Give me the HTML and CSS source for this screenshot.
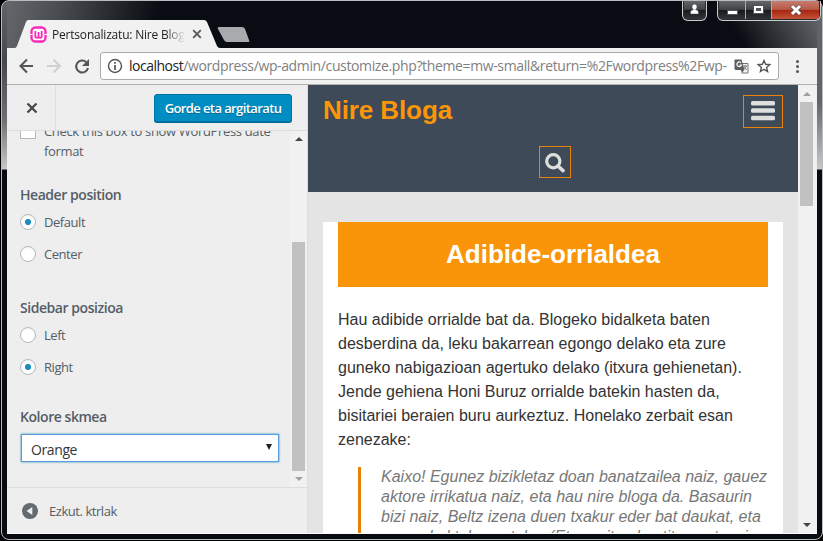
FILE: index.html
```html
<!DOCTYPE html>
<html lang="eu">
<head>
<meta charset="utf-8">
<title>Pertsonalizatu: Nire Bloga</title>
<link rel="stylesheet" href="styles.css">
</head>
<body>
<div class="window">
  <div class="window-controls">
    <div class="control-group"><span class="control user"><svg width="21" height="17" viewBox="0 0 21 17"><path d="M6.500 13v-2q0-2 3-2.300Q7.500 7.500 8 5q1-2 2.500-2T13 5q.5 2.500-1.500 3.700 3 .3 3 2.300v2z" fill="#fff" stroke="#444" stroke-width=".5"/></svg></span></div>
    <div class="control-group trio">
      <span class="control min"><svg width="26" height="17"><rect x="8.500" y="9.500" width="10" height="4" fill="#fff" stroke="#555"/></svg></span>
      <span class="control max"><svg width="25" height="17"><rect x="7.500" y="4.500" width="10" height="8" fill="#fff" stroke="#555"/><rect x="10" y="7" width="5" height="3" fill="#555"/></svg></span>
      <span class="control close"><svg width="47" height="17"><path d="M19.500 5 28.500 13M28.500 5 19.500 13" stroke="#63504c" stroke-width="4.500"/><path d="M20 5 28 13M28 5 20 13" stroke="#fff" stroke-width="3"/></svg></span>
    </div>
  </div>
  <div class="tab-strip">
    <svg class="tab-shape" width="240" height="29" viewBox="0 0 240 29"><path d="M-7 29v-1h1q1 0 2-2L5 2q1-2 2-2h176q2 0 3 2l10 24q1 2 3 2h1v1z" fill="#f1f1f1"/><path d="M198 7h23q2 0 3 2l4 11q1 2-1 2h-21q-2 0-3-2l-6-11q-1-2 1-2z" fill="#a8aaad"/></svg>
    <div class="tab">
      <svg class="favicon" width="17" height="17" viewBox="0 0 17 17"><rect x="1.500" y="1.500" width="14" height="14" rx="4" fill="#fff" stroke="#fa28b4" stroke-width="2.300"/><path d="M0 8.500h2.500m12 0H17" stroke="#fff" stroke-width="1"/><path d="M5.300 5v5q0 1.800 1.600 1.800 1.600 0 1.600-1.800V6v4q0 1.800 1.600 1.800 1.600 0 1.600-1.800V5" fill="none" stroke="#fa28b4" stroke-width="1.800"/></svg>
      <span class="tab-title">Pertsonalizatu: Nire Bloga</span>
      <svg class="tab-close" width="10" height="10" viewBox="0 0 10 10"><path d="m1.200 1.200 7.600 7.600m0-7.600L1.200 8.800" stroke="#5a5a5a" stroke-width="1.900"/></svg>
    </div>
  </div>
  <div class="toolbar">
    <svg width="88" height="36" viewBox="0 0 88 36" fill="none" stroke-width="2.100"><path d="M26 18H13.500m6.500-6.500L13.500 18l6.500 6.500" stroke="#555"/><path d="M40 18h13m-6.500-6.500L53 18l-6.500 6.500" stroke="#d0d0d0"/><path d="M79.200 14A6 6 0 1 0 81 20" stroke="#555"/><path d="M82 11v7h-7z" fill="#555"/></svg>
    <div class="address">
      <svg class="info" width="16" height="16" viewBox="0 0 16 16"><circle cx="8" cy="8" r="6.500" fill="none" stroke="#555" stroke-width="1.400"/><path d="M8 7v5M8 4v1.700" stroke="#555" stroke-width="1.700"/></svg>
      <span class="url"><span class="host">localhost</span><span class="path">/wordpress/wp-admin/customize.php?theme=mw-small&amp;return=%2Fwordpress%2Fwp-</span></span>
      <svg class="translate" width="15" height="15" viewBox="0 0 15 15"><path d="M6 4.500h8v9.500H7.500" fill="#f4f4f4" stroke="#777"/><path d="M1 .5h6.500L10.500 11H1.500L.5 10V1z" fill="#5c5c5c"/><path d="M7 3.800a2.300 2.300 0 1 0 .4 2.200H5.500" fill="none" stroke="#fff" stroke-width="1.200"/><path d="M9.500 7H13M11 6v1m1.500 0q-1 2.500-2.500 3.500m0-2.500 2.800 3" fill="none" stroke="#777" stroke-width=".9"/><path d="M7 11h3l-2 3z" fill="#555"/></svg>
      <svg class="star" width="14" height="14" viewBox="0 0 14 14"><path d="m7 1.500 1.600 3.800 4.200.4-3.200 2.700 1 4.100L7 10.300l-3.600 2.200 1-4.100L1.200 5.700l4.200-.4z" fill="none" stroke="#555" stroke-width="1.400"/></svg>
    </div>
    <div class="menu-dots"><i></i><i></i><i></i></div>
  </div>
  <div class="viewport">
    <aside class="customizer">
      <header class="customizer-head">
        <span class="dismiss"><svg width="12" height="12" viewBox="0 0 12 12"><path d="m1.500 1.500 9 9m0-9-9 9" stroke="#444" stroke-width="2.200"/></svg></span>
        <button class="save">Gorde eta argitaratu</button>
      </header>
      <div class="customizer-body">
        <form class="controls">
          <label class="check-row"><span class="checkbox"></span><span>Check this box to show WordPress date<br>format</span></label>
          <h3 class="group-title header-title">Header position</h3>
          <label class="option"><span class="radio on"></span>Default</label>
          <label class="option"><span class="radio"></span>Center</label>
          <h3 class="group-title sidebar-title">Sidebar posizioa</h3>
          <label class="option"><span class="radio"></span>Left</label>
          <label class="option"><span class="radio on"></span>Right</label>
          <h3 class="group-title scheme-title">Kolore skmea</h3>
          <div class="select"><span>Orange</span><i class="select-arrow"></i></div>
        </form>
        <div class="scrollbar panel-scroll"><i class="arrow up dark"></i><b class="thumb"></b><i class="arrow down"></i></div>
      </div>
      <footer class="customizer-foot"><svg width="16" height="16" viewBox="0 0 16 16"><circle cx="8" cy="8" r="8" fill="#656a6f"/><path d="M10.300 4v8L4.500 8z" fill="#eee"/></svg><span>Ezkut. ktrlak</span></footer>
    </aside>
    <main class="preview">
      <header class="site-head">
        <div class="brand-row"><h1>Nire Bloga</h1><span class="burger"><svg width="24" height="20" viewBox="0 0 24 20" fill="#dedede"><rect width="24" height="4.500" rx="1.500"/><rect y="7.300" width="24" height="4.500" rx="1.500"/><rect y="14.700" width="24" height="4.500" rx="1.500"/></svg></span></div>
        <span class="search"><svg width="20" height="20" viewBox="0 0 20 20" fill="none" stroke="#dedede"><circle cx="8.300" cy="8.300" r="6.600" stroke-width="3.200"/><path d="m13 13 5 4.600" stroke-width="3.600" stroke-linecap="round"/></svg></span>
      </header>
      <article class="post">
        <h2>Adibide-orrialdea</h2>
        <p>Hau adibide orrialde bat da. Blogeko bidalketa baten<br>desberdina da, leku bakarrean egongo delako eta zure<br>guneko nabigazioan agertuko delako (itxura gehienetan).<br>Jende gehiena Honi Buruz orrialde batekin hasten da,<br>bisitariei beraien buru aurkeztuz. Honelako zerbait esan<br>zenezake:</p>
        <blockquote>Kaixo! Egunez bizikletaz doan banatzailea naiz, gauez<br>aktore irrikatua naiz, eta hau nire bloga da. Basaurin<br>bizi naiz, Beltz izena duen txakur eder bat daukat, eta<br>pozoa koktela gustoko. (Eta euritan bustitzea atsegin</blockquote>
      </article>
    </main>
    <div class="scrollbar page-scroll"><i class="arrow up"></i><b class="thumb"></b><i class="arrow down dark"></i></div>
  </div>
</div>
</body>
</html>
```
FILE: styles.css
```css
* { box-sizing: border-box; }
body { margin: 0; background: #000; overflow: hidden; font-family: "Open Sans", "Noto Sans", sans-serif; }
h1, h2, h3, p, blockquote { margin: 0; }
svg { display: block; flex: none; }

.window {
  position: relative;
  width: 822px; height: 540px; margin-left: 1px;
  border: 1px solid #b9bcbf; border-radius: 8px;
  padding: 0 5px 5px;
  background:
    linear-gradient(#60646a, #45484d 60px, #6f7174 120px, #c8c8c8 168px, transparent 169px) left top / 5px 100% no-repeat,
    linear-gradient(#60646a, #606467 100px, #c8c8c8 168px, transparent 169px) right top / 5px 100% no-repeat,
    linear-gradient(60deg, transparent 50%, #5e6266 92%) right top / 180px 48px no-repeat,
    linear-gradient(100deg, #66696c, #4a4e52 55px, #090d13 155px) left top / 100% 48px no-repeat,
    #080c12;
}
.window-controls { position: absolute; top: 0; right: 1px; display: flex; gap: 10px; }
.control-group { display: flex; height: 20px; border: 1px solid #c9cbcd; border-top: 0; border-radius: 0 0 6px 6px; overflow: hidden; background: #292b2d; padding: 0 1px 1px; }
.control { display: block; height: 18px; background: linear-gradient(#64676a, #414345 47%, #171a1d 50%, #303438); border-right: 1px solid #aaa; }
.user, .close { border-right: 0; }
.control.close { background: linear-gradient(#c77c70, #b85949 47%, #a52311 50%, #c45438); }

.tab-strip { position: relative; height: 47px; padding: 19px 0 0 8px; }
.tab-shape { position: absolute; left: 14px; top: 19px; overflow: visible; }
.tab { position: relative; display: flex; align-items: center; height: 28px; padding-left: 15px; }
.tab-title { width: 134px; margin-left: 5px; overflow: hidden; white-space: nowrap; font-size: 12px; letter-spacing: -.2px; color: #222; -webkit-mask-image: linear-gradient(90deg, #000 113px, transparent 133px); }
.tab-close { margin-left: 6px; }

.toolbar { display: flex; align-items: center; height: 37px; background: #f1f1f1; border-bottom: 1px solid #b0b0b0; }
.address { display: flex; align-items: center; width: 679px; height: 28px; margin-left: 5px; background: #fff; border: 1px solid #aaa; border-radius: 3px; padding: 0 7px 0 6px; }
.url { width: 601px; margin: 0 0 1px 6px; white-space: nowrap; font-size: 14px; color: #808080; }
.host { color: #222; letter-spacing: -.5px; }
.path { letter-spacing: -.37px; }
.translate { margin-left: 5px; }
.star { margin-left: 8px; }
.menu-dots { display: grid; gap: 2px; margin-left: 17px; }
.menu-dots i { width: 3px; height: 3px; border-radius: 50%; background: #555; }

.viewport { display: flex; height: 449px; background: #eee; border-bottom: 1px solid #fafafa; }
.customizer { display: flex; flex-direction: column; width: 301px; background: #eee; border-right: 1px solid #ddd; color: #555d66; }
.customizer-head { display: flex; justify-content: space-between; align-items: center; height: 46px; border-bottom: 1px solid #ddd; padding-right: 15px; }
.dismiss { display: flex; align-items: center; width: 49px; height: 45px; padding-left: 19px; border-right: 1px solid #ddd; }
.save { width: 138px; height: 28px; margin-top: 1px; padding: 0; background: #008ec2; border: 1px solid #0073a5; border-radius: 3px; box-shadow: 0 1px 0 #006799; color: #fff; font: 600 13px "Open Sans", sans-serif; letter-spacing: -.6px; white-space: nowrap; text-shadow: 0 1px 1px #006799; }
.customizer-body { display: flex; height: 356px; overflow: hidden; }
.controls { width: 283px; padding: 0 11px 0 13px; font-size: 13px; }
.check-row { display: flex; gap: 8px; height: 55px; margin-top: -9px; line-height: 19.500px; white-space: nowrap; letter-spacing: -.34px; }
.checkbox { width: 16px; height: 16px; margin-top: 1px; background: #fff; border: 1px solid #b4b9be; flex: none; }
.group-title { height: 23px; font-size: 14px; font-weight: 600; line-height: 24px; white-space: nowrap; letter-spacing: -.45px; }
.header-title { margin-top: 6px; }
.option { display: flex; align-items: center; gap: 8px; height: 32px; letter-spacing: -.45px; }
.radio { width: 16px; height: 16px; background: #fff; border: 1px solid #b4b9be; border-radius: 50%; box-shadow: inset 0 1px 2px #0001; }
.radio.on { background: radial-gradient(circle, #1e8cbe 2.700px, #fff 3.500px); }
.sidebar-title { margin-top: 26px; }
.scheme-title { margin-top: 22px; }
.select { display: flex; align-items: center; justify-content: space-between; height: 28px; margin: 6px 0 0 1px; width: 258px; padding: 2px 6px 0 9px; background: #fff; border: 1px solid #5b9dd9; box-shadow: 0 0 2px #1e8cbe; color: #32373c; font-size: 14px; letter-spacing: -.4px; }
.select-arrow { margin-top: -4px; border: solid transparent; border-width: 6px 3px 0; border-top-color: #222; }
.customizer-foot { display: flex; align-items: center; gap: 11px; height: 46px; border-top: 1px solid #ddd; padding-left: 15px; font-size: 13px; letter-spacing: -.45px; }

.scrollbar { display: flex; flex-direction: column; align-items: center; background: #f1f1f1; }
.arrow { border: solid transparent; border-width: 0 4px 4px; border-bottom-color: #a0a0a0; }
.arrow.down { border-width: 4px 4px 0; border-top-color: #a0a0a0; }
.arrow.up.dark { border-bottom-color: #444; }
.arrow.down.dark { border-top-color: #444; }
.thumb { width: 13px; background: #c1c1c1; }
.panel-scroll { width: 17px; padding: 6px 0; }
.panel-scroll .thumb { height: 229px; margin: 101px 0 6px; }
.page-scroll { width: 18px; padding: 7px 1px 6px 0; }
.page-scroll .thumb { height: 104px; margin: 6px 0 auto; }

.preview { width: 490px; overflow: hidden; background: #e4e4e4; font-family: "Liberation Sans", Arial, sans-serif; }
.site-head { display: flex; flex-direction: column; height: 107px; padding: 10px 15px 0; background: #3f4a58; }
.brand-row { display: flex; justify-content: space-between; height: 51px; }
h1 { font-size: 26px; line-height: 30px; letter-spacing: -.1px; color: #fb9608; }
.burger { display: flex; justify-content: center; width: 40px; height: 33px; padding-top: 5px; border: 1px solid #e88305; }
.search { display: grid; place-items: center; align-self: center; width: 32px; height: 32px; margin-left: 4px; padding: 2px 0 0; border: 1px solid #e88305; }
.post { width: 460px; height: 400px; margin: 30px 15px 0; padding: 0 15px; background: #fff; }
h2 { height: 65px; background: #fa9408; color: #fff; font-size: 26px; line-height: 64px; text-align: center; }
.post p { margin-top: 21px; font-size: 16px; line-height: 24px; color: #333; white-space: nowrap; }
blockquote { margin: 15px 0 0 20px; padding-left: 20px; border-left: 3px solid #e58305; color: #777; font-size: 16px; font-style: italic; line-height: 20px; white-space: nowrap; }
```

..........

*What you have to do*:
Select all lines in the listing that include the word "this".

*Final answer*:
Give me the HTML and CSS source for this screenshot.
          <label class="check-row"><span class="checkbox"></span><span>Check this box to show WordPress date<br>format</span></label>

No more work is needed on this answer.